Another idea I hear about concerning exercise is that once fat is replaced by muscle, the muscle will burn more calories even at rest, which makes it easier to maintain your weight.  While this is true, the actual increase in calories burned is insignificant.  If you are able to transform 5 pounds of fat into muscle, this would only burn an extra 20 calories per day which is very small (Gary Taubes).  Even if the additional muscle did burn more calories, this would not stop the insulin process and the LPL demands from the fat cells mentioned above.

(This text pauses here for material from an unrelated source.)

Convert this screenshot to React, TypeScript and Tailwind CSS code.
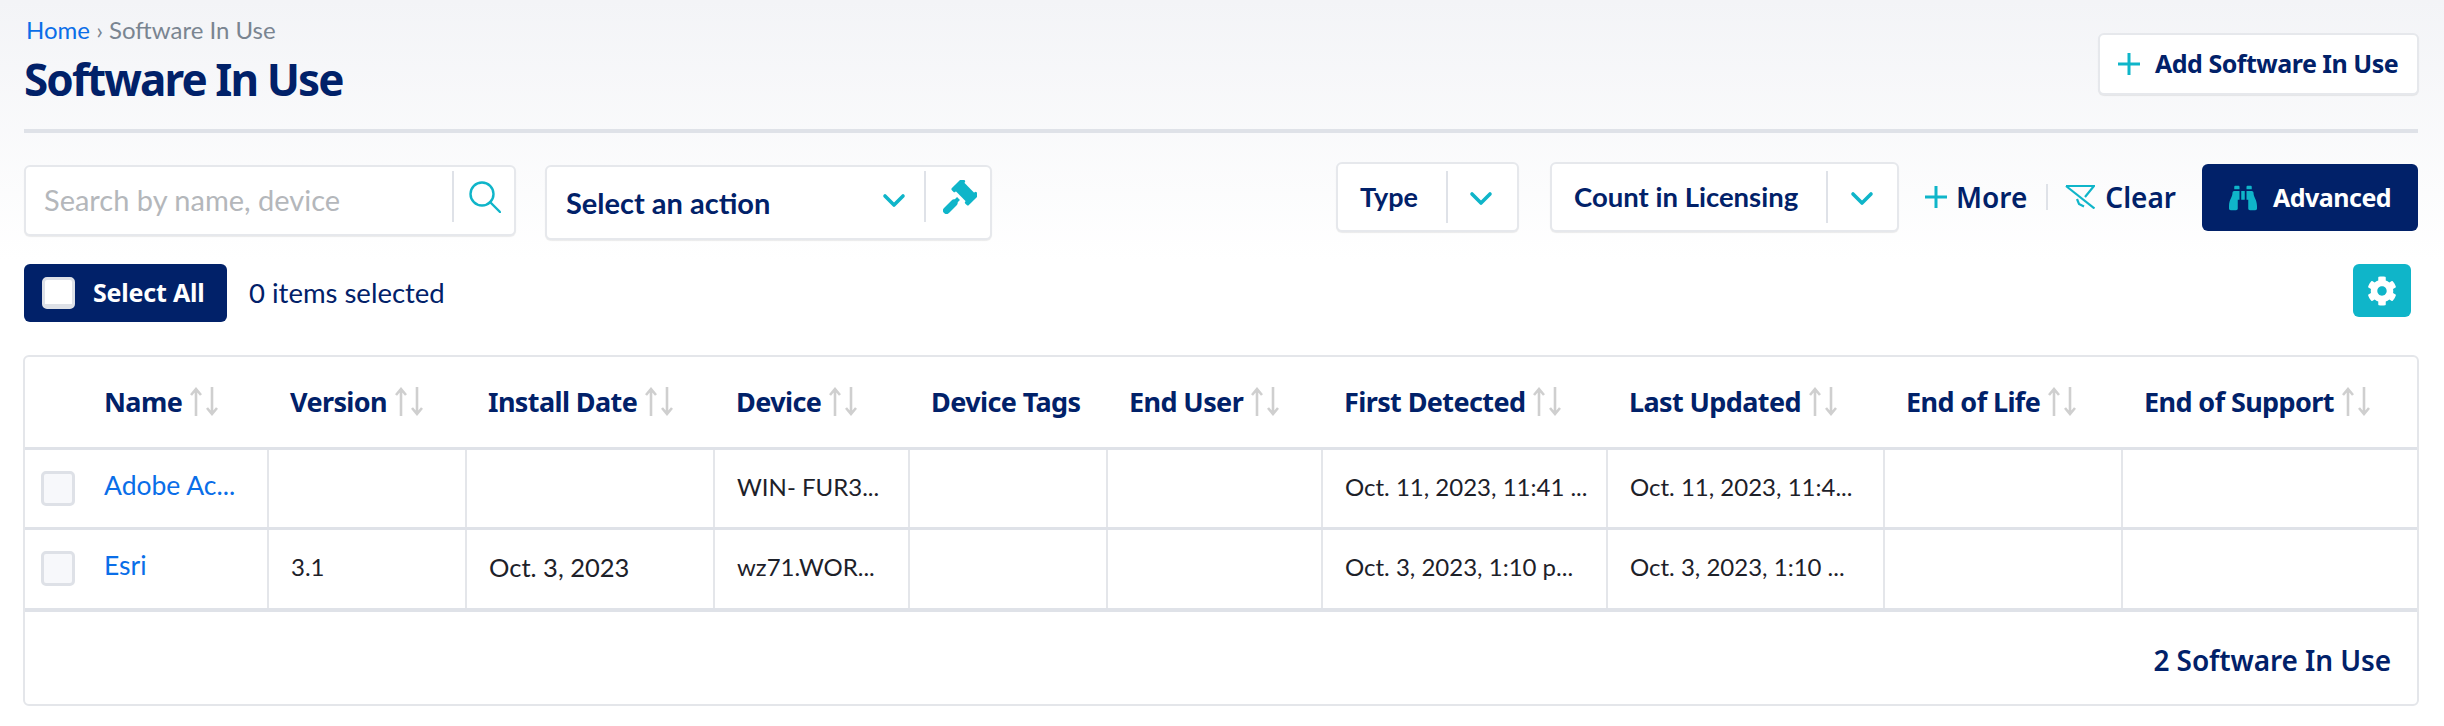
import React from "react";
import { FaBinoculars, FaCog } from "react-icons/fa";

const head = { fontFamily: '"Noto Sans", sans-serif' };
const body = { fontFamily: 'Lato, sans-serif' };

function Chevron({ className = "" }: { className?: string }) {
  return (
    <svg width="24" height="16" viewBox="0 0 24 16" fill="none" className={className}>
      <path d="M3 3l9 9 9-9" stroke="#0fb5c9" strokeWidth="3.6" strokeLinecap="round" strokeLinejoin="round" />
    </svg>
  );
}

function Sort() {
  return (
    <svg width="28" height="29" viewBox="0 0 28 29" fill="none" className="ml-2 shrink-0">
      <path d="M6 29V2M1 8l5-6 5 6" stroke="#cfcfcf" strokeWidth="2.6" />
      <path d="M22 0v27M17 21l5 6 5-6" stroke="#cfcfcf" strokeWidth="2.6" />
    </svg>
  );
}

function Plus() {
  return (
    <svg width="24" height="24" viewBox="0 0 24 24" fill="none">
      <path d="M12 1v22M1 12h22" stroke="#0fb5c9" strokeWidth="3" />
    </svg>
  );
}

function Gavel() {
  return (
    <svg width="34" height="34" viewBox="0 0 34 34" fill="#0fb5c9">
      <g transform="translate(22 12) rotate(45)">
        <rect x="-12" y="-8" width="5" height="16" rx="1.500" />
        <rect x="7" y="-8" width="5" height="16" rx="1.500" />
        <rect x="-8" y="-6" width="16" height="12" />
      </g>
      <path d="M3.500 30.500L11 23" stroke="#0fb5c9" strokeWidth="7" strokeLinecap="round" />
      <path d="M11 23l4.500-4.500" stroke="#0fb5c9" strokeWidth="4" />
    </svg>
  );
}

function ClearIcon() {
  return (
    <svg width="30" height="24" viewBox="0 0 30 24" fill="none" stroke="#0fb5c9" strokeWidth="2.2">
      <path d="M1 1h28L20 12" />
      <path d="M1 1l28.500 22.500" />
      <path d="M12 14l2 5 5 2.500" />
    </svg>
  );
}

const cols = [
  { w: 243, t: "Name", s: true },
  { w: 198, t: "Version", s: true },
  { w: 248, t: "Install Date", s: true },
  { w: 195, t: "Device", s: true },
  { w: 198, t: "Device Tags", s: false },
  { w: 215, t: "End User", s: true },
  { w: 285, t: "First Detected", s: true },
  { w: 277, t: "Last Updated", s: true },
  { w: 238, t: "End of Life", s: true },
  { w: 295, t: "End of Support", s: true },
];

const rows = [
  ["Adobe Ac...", "", "", "WIN- FUR3...", "", "", "Oct. 11, 2023, 11:41 ...", "Oct. 11, 2023, 11:4...", "", ""],
  ["Esri", "3.1", "Oct. 3, 2023", "wz71.WOR...", "", "", "Oct. 3, 2023, 1:10 p...", "Oct. 3, 2023, 1:10 ...", "", ""],
];

const box = "bg-white rounded-[6px] border-2 border-[#e6e8ec] shadow-[0_1px_1px_rgba(0,0,0,0.08)]";

function Check() {
  return <span className="block shrink-0 w-[34px] h-[35px] rounded-[5px] border-[3px] border-[#dee1e7] bg-[#f7f8fb]" />;
}

export default function App() {
  return (
    <div style={body} className="w-[2444px] h-[726px] overflow-hidden bg-white text-[#012169]">
      <div className="h-[260px] bg-gradient-to-b from-[#f3f4f7] to-white pl-6 pr-[26px] pt-[18px]">
        <div className="flex justify-between">
          <div>
            <div className="text-[24px] leading-6 pl-[2px] text-[#7a8591]">
              <span className="text-[#0a6ee8]">Home</span> › Software In Use
            </div>
            <h1 style={head} className="mt-[11px] text-[44px] leading-[52px] font-bold tracking-[-1.9px]">Software In Use</h1>
          </div>
          <button style={head} className={"mt-[15px] -mr-px w-[321px] h-[62px] flex items-center pl-[17px] gap-[14px] text-[25px] font-bold tracking-[-0.5px] " + box}>
            <Plus />Add Software In Use
          </button>
        </div>
        <div className="mt-6 h-1 bg-[#dfe2e8]" />
      </div>
      <div className="relative -mt-[127px] pl-6 pr-[26px]">
        <div className="flex items-start">
          <div className={"mt-8 w-[492px] h-[71px] flex items-start " + box}>
            <input readOnly placeholder="Search by name, device" className="w-[426px] h-[64px] pl-[18px] bg-transparent text-[29px] placeholder:text-[#b4b7bb] outline-none" />
            <span className="mt-1 w-0.5 h-[51px] bg-[#dfe2e8]" />
            <svg width="32" height="32" viewBox="0 0 32 32" fill="none" stroke="#0fb5c9" strokeWidth="2.4" className="ml-[15px] mt-[14px]">
              <circle cx="13" cy="13" r="11.500" />
              <path d="M21 21l10 10" strokeLinecap="round" />
            </svg>
          </div>
          <div className={"mt-8 ml-[29px] w-[447px] h-[75px] flex items-start " + box}>
            <span className="ml-[19px] mt-[19px] w-[300px] text-[29px] leading-[34px] font-bold whitespace-nowrap">Select an action</span>
            <Chevron className="mt-[26px] ml-4" />
            <span className="ml-[18px] mt-1 w-0.5 h-[51px] bg-[#dfe2e8]" />
            <span className="ml-[17px] mt-[13px]"><Gavel /></span>
          </div>
          <div className="flex-1" />
          <div className={"mt-[29px] w-[183px] h-[70px] flex items-center " + box}>
            <span className="ml-[22px] w-[86px] text-[27px] font-bold">Type</span>
            <span className="w-0.5 h-[52px] bg-[#dfe2e8]" />
            <Chevron className="ml-[21px] mt-1" />
          </div>
          <div className={"mt-[29px] ml-[31px] w-[349px] h-[70px] flex items-center " + box}>
            <span className="ml-[22px] w-[252px] text-[27.5px] font-bold whitespace-nowrap">Count in Licensing</span>
            <span className="w-0.5 h-[52px] bg-[#dfe2e8]" />
            <Chevron className="ml-[22px] mt-1" />
          </div>
          <div style={head} className="mt-[30px] h-[68px] ml-[25px] flex items-center text-[28px] font-semibold">
            <Plus />
            <span className="ml-2">More</span>
            <span className="ml-[19px] w-0.5 h-[26px] bg-[#dfe2e8]" />
            <span className="ml-[17px]"><ClearIcon /></span>
            <span className="ml-[10px]">Clear</span>
          </div>
          <button style={head} className="mt-[31px] ml-[26px] w-[216px] h-[67px] flex items-center justify-center gap-[16px] rounded-[6px] bg-[#012169] text-white text-[25px] font-bold tracking-[-0.5px]">
            <FaBinoculars className="text-[#0fb5c9] text-[28px]" />Advanced
          </button>
        </div>
        <div className="mt-[24px] flex items-start">
          <button style={head} className="w-[203px] h-[58px] flex items-center pl-[18px] rounded-[6px] bg-[#012169] text-white text-[25px] font-bold tracking-[-0.2px] whitespace-nowrap">
            <span className="block w-[33px] h-[32px] rounded-[5px] border-[3px] border-b-[5px] border-[#dee1e7] bg-white mr-[18px]" />Select All
          </button>
          <span className="ml-[22px] mt-[15px] text-[27.5px] leading-7">0 items selected</span>
          <div className="flex-1" />
          <button className="mr-[7px] w-[58px] h-[53px] rounded-[6px] bg-[#0fb5c9] flex items-center justify-center">
            <FaCog className="text-white text-[30px]" />
          </button>
        </div>
        <div className="mt-[33px] -ml-px h-[351px] w-[2396px] rounded-[6px] border-2 border-[#e4e6ea] bg-white">
          <table className="table-fixed border-collapse w-[2392px]">
            <colgroup>
              {cols.map((c) => <col key={c.t} style={{ width: c.w }} />)}
            </colgroup>
            <thead>
              <tr className="h-[91px] border-b-[3px] border-[#dfe2e8]">
                {cols.map((c, i) => (
                  <th key={c.t} style={head} className={"p-0 text-left text-[27px] font-bold tracking-[-0.6px] " + (i === 0 ? "pl-[79px]" : "pl-[22px]")}>
                    <span className="flex items-center whitespace-nowrap">{c.t}{c.s && <Sort />}</span>
                  </th>
                ))}
              </tr>
            </thead>
            <tbody>
              {rows.map((r, ri) => (
                <tr key={ri} className={ri === 0 ? "h-[80px] border-b-[3px] border-[#dfe2e8]" : "h-[82px] border-b-4 border-[#dfe2e8]"}>
                  {r.map((v, i) => (
                    <td key={i} className={"p-0 text-[#1d2129] whitespace-nowrap " + (i === 0 ? "" : "pb-[3px] pl-[22px] border-l-2 border-[#e4e6ea] ") + (i === 2 ? "text-[25.5px]" : "text-[24px]")}>
                      {i === 0 ? (
                        <span className="flex items-center pl-[16px] gap-[29px] text-[26.5px] text-[#0a6ee8]"><Check /><span className="mb-[5px]">{v}</span></span>
                      ) : v}
                    </td>
                  ))}
                </tr>
              ))}
            </tbody>
          </table>
          <div style={head} className="mt-8 pr-[26px] text-right text-[28px] leading-8 font-semibold tracking-[-0.1px]">2 Software In Use</div>
        </div>
      </div>
    </div>
  );
}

The general idea behind the high fat diet is to eat food that our ancestors ate for the past tens of thousands of years.  Our digestive systems evolved over this time to work best with certain kinds of food.  Recently (in the past 4 or 5 thousand years) new foods have been introduced through agriculture which the human digestive system has not evolved to process well.  These includes grains, wheat, corn, sugar, soy and other carbohydrates.  When people eat the kinds of food the body processes well, then they are more likely to be fit, energetic, thin, muscular, and disease free.  When the new foods dominate the diet, then people are more likely to become overweight and fall victim to diseases.

There is strong evidence to support the high fat diet.  There are 18 case studies which show that a low carb/high fat diet are more effective at reducing weight than a lot fat diet/high carb diet.  There are studies which show that a high fat diet causes heart attacks, but these studies are all survey studies which are not as effective as case studies.  Furthermore, the survey studies does not separate organic fat from processed food which often contains carbs as well as fat.  The high fat diet encourages only eating organic food.

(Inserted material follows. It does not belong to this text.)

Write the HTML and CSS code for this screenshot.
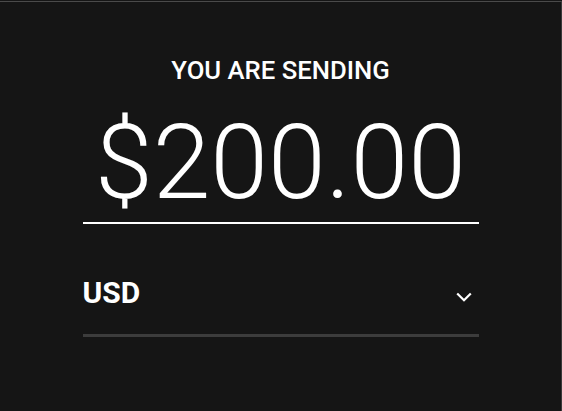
FILE: index.html
```html
<!DOCTYPE html>
<html>
<head>
<meta charset="utf-8">
<link rel="stylesheet" href="styles.css">
</head>
<body>
<div class="frame">
  <div class="panel">
    <div class="label">YOU ARE SENDING</div>
    <div class="amount">$200.00</div>
    <div class="currency">
      <span class="code">USD</span>
      <svg class="chev" width="16" height="11" viewBox="0 0 16 11"><path d="M1.2 1.5 L8 8.3 L14.8 1.5" fill="none" stroke="#fff" stroke-width="2.2"/></svg>
    </div>
  </div>
</div>
</body>
</html>
```
FILE: styles.css
```css
html, body {
  margin: 0;
  padding: 0;
  background: #151515;
  width: 562px;
  height: 411px;
  overflow: hidden;
}
.frame {
  box-sizing: border-box;
  width: 562px;
  height: 411px;
  border-top: 1px solid #4a4a4a;
  border-right: 1px solid #3a3a3a;
  margin-top: 1px;
  display: flex;
  justify-content: center;
  font-family: Roboto, "Liberation Sans", sans-serif;
  color: #fff;
}
.panel {
  width: 396px;
  display: flex;
  flex-direction: column;
  padding-top: 53px;
}
.label {
  text-align: center;
  font-size: 25.7px;
  font-weight: 500;
  line-height: 30px;
}
.amount {
  text-align: center;
  font-size: 104px;
  font-weight: 300;
  line-height: 108px;
  margin-top: 24px;
  border-bottom: 2px solid #fff;
  padding-bottom: 5px;
}
.currency {
  display: flex;
  justify-content: space-between;
  align-items: flex-start;
  margin-top: 52px;
  padding-bottom: 24px;
  border-bottom: 3px solid #3c3c3c;
}
.code {
  font-size: 30px;
  font-weight: 700;
  line-height: 34px;
}
.chev {
  margin-right: 7px;
  margin-top: 16px;
}
```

I want to stress that the high fat/low carb diet is not a temporary diet like low fat diets which reduce your calories consumes.  If you want the benefits of the high fat diet listed above, then you have to make this diet a permanent change.

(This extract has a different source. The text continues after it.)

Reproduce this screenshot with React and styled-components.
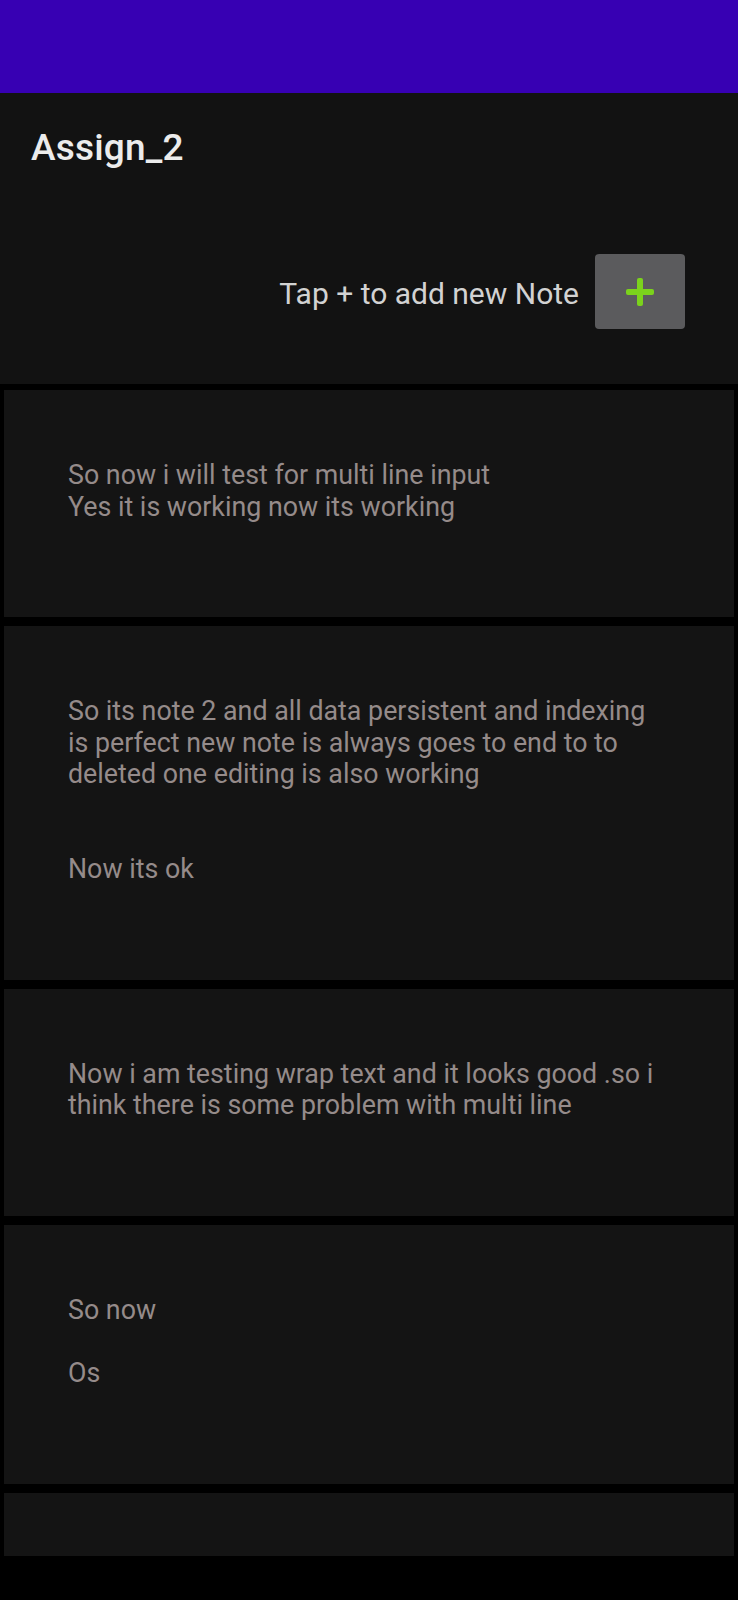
import React from 'react';
import styled, { createGlobalStyle } from 'styled-components';

const GlobalStyle = createGlobalStyle`
  html, body {
    margin: 0;
    padding: 0;
    background: #000;
  }
  body {
    font-family: Roboto, "Noto Sans", sans-serif;
  }
`;

const notes = [
  'So now i will test for multi line input\nYes it is working now its working',
  'So its note 2 and all data persistent and indexing is perfect new note is always goes to end to to deleted one editing is also working\n\n\nNow its ok',
  'Now i am testing wrap text and it looks good .so i think there is some problem with multi line',
  'So now\n\nOs',
];

const App = () => {
  return (
    <>
      <GlobalStyle />
      <StScreen>
        <StStatusBar />
        <StToolbar>
          <h1>Assign_2</h1>
        </StToolbar>
        <StAddRow>
          <span>Tap + to add new Note</span>
          <StAddButton aria-label="add note">
            <svg width="30" height="30" viewBox="0 0 30 30">
              <rect x="12" y="1" width="6" height="28" rx="2" fill="#7bd21c" />
              <rect x="1" y="12" width="28" height="6" rx="2" fill="#7bd21c" />
            </svg>
          </StAddButton>
        </StAddRow>
        <StNoteList>
          {notes.map((text, i) => (
            <StNoteCard key={i}>
              <p>{text}</p>
            </StNoteCard>
          ))}
          <StNoteCard partial />
        </StNoteList>
      </StScreen>
    </>
  );
};

export default App;


const StScreen = styled.div`
  width: 738px;
  height: 1600px;
  overflow: hidden;
  display: flex;
  flex-direction: column;
  background: #000;
`;

const StStatusBar = styled.div`
  height: 93px;
  flex-shrink: 0;
  background-color: #3700b3;
`;

const StToolbar = styled.div`
  height: 105px;
  flex-shrink: 0;
  display: flex;
  align-items: center;
  padding: 4px 0 0 31px;
  box-sizing: border-box;
  background-color: #121212;

  h1 {
    margin: 0;
    color: #ececec;
    font-size: 37px;
    font-weight: 500;
    letter-spacing: 0.2px;
  }
`;

const StAddRow = styled.div`
  display: flex;
  justify-content: flex-end;
  align-items: center;
  gap: 16px;
  padding: 56px 53px 55px 0;
  background-color: #121212;

  span {
    color: #d2d2d2;
    font-size: 30px;
    padding-top: 4px;
  }
`;

const StAddButton = styled.div`
  width: 90px;
  height: 75px;
  display: flex;
  align-items: center;
  justify-content: center;
  border-radius: 4px;
  background-color: #5b5b5d;
`;

const StNoteList = styled.div`
  display: flex;
  flex-direction: column;
  gap: 9px;
  padding: 6px 4px 0;
`;

const StNoteCard = styled.div`
  flex-shrink: 0;
  background-color: #141414;
  padding: ${({ partial }) => (partial ? '0' : '70px 70px 94px 64px')};
  height: ${({ partial }) => (partial ? '63px' : 'auto')};

  p {
    margin: 0;
    white-space: pre-line;
    color: #958b8a;
    font-size: 26.8px;
    line-height: 31.6px;
  }
`;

  1. For a while I was suspicious about high-fat-diet-won't-make-you-fat theory, although I bought into carb-is-bad theory very easily. Now I am hands down convinced after witnessing the experience of a coworker who is keto-adapted. My coworker Ben, unfortunately was quite over weight, having sleeping problems (lack of oxygen due to blockage of the air passageway), sinus pain, allergy, diabetes, low energy (dosing off at work often)... After I going back to office from my four-month maternity leave, I found him changed dramatically - much thinner, looking younger and more energetic. I asked him what happened and he introduced me to this Keto diet. He did say first couple of weeks were tough, but after four weeks giving up four things: wheat, soy, corn, and sugar, things changed dramatically. He lost weight, sleep improved, sinus pain gone, allergy disappeared, and he felt energetic. Now his body fuel is fat: good quality fat - not those hydrogenated vegetable oil junk - such as MCT oil, animal oil (e.g. fatty meat, butter, heavy cream), nuts. I saw him putting butter, MCT oil, and heavy cream in his coffee, with a handheld blender. Recent two months, he's also been doing "high intensity and interval workout". The results? Quoting his own words: "I feel much stronger than when I was 20. I not only feel strong, but feel like a different species". In view of how strict the keto diet is, I commented "you are so disciplined". "I have two options, one is to be keto adapted, and the other is to die, just like my own father, from overweight and diabetes", he responded quickly and calmly.

  2. Forgot to mention that Ben's waist size shrank from 44 inches to 32.